In reality, of course, classical liberalism’s emphasis on individual freedom and corresponding suspicion of the state serves a very valuable purpose. Power does corrupt, as Lord Acton famously reminded us and history repeatedly illustrates (not least the history of the 20th century). Classical liberalism’s emphasis on individual freedom and the actual, lived experience of generations of immigrants who came to America precisely to be free (or at least more free) to live as they pleased have historically helped make this the most dynamic and most free society in the world. I say “helped make” rather than “made,” because in fact it was the felicitous combination of classical liberalism’s suspicion of state power and 19th-20th century reformist liberalism’s commitment to the use of state power on society’s behalf that produced the free and prosperous post-war society in which I grew up. The fact is there is a case to be made both for classical liberalism’s suspicion of the state and for reformist liberalism’s use of state power. The serious debate between the two and the fruitful negotiation between the two are what we need and what we seem to be losing. To quote Tony Judt again: “what is striking is how far we have lost the capacity to conceive of public policy beyond a narrowly construed economism. We have forgotten how to think politically.”

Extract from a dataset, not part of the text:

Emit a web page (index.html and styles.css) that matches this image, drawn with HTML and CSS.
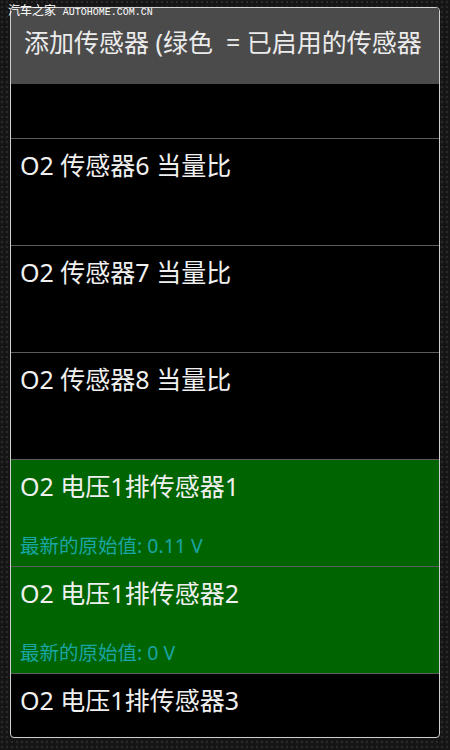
FILE: index.html
```html
<!DOCTYPE html>
<html lang="zh-CN">
<head>
  <meta charset="UTF-8">
  <title>添加传感器</title>
  <link rel="stylesheet" href="styles.css">
</head>
<body>
  <div class="watermark">汽车之家 <span class="wm-url">AUTOHOME.COM.CN</span></div>

  <div class="dialog">
    <div class="dialog-title">添加传感器 (绿色&nbsp; = 已启用的传感器</div>

    <ul class="sensor-list">
      <li class="sensor sensor-cut"></li>
      <li class="sensor">
        <div class="sensor-name">O2 传感器6 当量比</div>
      </li>
      <li class="sensor">
        <div class="sensor-name">O2 传感器7 当量比</div>
      </li>
      <li class="sensor">
        <div class="sensor-name">O2 传感器8 当量比</div>
      </li>
      <li class="sensor enabled">
        <div class="sensor-name">O2 电压1排传感器1</div>
        <div class="sensor-value">最新的原始值: 0.11 V</div>
      </li>
      <li class="sensor enabled">
        <div class="sensor-name">O2 电压1排传感器2</div>
        <div class="sensor-value">最新的原始值: 0 V</div>
      </li>
      <li class="sensor">
        <div class="sensor-name">O2 电压1排传感器3</div>
      </li>
    </ul>
  </div>
</body>
</html>
```

FILE: styles.css
```css
html, body {
  height: 100%;
}

body {
  margin: 0;
  padding: 7px 10px 14px 10px;
  box-sizing: border-box;
  background-color: #151515;
  background-image: radial-gradient(circle at 2px 2px, #2a2a2a 1.2px, transparent 1.6px);
  background-size: 5px 5px;
  font-family: "Noto Sans", "Noto Sans CJK SC", sans-serif;
  position: relative;
}

.watermark {
  position: absolute;
  top: 3px;
  left: 8px;
  color: #fff;
  font-family: "Noto Sans CJK SC", sans-serif;
  font-size: 12px;
  line-height: 14px;
  z-index: 2;
}

.wm-url {
  font-family: "Liberation Mono", monospace;
  font-size: 10px;
  margin-left: 4px;
}

.dialog {
  height: 729px;
  border: 1.5px solid #d0d0d0;
  border-radius: 4px;
  background: #000;
  display: flex;
  flex-direction: column;
  overflow: hidden;
}

.dialog-title {
  background: #4b4b4b;
  color: #ececec;
  height: 76px;
  line-height: 68px;
  padding-left: 13px;
  font-size: 25px;
  white-space: nowrap;
  flex-shrink: 0;
}

.sensor-list {
  list-style: none;
  margin: 0;
  padding: 0;
  flex: 1;
  overflow: hidden;
}

.sensor {
  height: 107px;
  box-sizing: border-box;
  padding: 11px 9px 0 9px;
  border-bottom: 1px solid #5c5c5c;
  color: #f0f0f0;
}

.sensor-cut {
  height: 55px;
}

.sensor.enabled {
  background: #006400;
}

.sensor-name {
  font-size: 25px;
  line-height: 30px;
}

.sensor-value {
  margin-top: 33px;
  font-size: 19.5px;
  line-height: 24px;
  color: #1aa5a5;
}
```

The Tea Party movement, for all its rhetorical silliness, does connect back to that original 18th century American tax revolt, but in a way which further diminishes rather than enriches the real debate we need to be having about what kind of society we want to be. As Karl Marx famously observed in 1852 (The Eighteenth Brumaire of Louis Bonaparte), history does repeat itself –“the first time as tragedy, the second as farce.”